Yoon has accused Moon ─ and by association, Lee ─ of engaging in “pro-China submissive diplomacy,” although, it is worth noting Moon’s May 2021 summit’s joint statement with US President Joe Biden which mentioned freedom of navigation in the South China Sea and peace and stability in the Taiwan Strait.
Yoon nonetheless called for an end to what he calls Seoul’s “equidistant diplomacy” between Washington and Beijing, saying he would clearly stand with America.
Quad Lite?
But Yoon would not formally bring South Korea into what is known as the Quad, the strategic dialogue which includes Australia, India, Japan, and the US that seems to have evolved into a regional check on Beijing. That is because South Korea has long seen itself as a shrimp among whales, always wanting to retain some degree of manoeuvrability and flexibility vis-à-vis larger powers.
Rather, Yoon would keep South Korea’s Quad participation limited to ad hoc initiatives and working groups on technology, climate, health, and the like. Quad Lite if you will. But Yoon’s obvious bias would be toward the US.

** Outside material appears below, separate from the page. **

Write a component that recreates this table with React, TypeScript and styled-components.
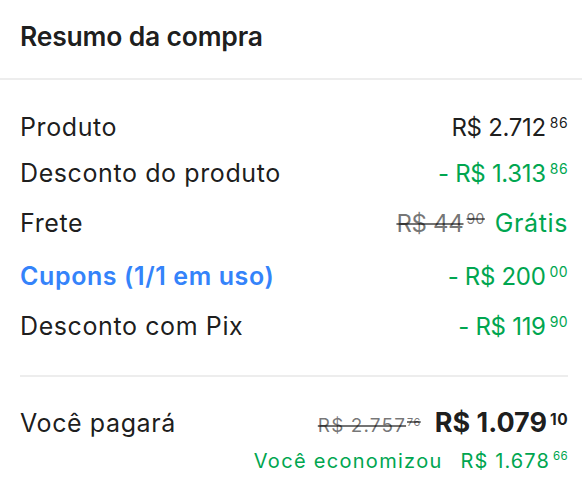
import React from "react";
import styled, { createGlobalStyle } from "styled-components";

const Global = createGlobalStyle`
  html, body { margin: 0; padding: 0; background: #fff; }
  body { font-family: Inter, "Open Sans", Arial, sans-serif; color: rgba(0,0,0,0.9); }
`;

const green = "#00a650";
const blue = "#3483fa";
const muted = "rgba(0,0,0,0.55)";

const Card = styled.div`
  width: 582px;
  background: #fff;
`;

const Header = styled.div`
  height: 78px;
  padding: 0 20px;
  border-bottom: 2px solid #ededed;
  display: flex;
  align-items: flex-start;
`;

const Title = styled.h2`
  margin: 20px 0 0;
  font-size: 26.5px;
  line-height: 32px;
  font-weight: 600;
  letter-spacing: -0.2px;
`;

const Body = styled.div`
  padding: 32px 14px 0 20px;
  display: flex;
  flex-direction: column;
`;

const Row = styled.div<{ $top?: number }>`
  display: flex;
  justify-content: space-between;
  align-items: baseline;
  height: 30px;
  margin-top: ${(p) => p.$top ?? 0}px;
`;

const Label = styled.span<{ $link?: boolean }>`
  font-size: 25px;
  line-height: 30px;
  letter-spacing: 0.6px;
  font-weight: ${(p) => (p.$link ? 600 : 400)};
  color: ${(p) => (p.$link ? blue : "rgba(0,0,0,0.9)")};
`;

const Values = styled.div<{ $gap?: number }>`
  display: inline-flex;
  align-items: baseline;
  gap: ${(p) => p.$gap ?? 10}px;
`;

const Price = styled.span<{
  $color?: string;
  $struck?: boolean;
  $size?: number;
  $weight?: number;
  $spacing?: number;
}>`
  display: inline-flex;
  align-items: flex-start;
  color: ${(p) => p.$color ?? "rgba(0,0,0,0.9)"};
  text-decoration: ${(p) => (p.$struck ? "line-through" : "none")};
  text-decoration-thickness: 1.5px;
  font-size: ${(p) => p.$size ?? 24}px;
  font-weight: ${(p) => p.$weight ?? 400};
  line-height: ${(p) => (p.$size && p.$size < 22 ? 24 : 30)}px;
  letter-spacing: ${(p) => p.$spacing ?? -0.3}px;
`;

const Cents = styled.span<{ $size?: number; $pad?: number; $gap?: number }>`
  font-size: ${(p) => p.$size ?? 14}px;
  line-height: ${(p) => p.$size ?? 14}px;
  padding-top: ${(p) => p.$pad ?? 3}px;
  margin-left: ${(p) => p.$gap ?? 4}px;
  letter-spacing: 0.4px;
`;

const Free = styled.span`
  color: ${green};
  font-size: 25px;
  line-height: 30px;
  letter-spacing: 0.6px;
`;

const Divider = styled.hr`
  margin: 34px 0 0;
  border: 0;
  height: 2px;
  background: #ededed;
`;

const Saving = styled.div`
  display: flex;
  justify-content: flex-end;
  align-items: baseline;
  gap: 18px;
  color: ${green};
  margin-top: 11px;
`;

const SavingText = styled.span`
  font-size: 20px;
  line-height: 24px;
  letter-spacing: 1.3px;
`;

export default function App() {
  return (
    <Card>
      <Global />
      <Header>
        <Title>Resumo da compra</Title>
      </Header>
      <Body>
        <Row>
          <Label>Produto</Label>
          <Price>
            R$ 2.712<Cents>86</Cents>
          </Price>
        </Row>
        <Row $top={16}>
          <Label>Desconto do produto</Label>
          <Price $color={green}>
            - R$ 1.313<Cents>86</Cents>
          </Price>
        </Row>
        <Row $top={20}>
          <Label>Frete</Label>
          <Values>
            <Price $struck $color={muted}>
              R$ 44<Cents $gap={3}>90</Cents>
            </Price>
            <Free>Grátis</Free>
          </Values>
        </Row>
        <Row $top={23}>
          <Label $link>Cupons (1/1 em uso)</Label>
          <Price $color={green}>
            - R$ 200<Cents>00</Cents>
          </Price>
        </Row>
        <Row $top={20}>
          <Label>Desconto com Pix</Label>
          <Price $color={green}>
            - R$ 119<Cents>90</Cents>
          </Price>
        </Row>
        <Divider />
        <Row $top={31}>
          <Label>Você pagará</Label>
          <Values $gap={14}>
            <Price $struck $color={muted} $size={19} $spacing={1.1}>
              R$ 2.757<Cents $size={11} $pad={3} $gap={1}>76</Cents>
            </Price>
            <Price $size={27} $weight={700} $spacing={0}>
              R$ 1.079<Cents $size={15.5} $pad={4} $gap={3}>10</Cents>
            </Price>
          </Values>
        </Row>
        <Saving>
          <SavingText>Você economizou</SavingText>
          <Price $color={green} $size={20} $spacing={1.1}>
            R$ 1.678<Cents $size={11.5} $pad={2} $gap={3}>66</Cents>
          </Price>
        </Saving>
      </Body>
    </Card>
  );
}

If elected, Yoon would also presumably slow down Moon’s drive to wrest wartime operational control of South Korea’s military forces from the US. He has expressed his desire to improve his country’s long tortured relations with Japan. He would certainly speak out more than his liberal predecessors on North Korean human rights abuses.
South Korea’s political Left, which is more ethno-nationalist than its Right, is not anti-American per se. It is worth remembering that former liberal President Roh Moo-hyun sent troops to Iraq and negotiated the South Korea-US (KORUS) free trade agreement.
But Yoon, as president, would presumably often go that extra mile in the name of better relations with the US and would prove a valuable partner for Washington not only in traditional security areas but also when it comes to things like supply chains, technology and democracy promotion. If so, he would be right in step with the 77% of South Koreans who view the US favourably.
About the Author
Sean King is a senior vice president at Park Strategies, a New York business advisory firm. He is also an affiliated scholar with the University of Notre Dame Liu Institute for Asia & Asian Affairs. He contributed this to RSIS Commentary.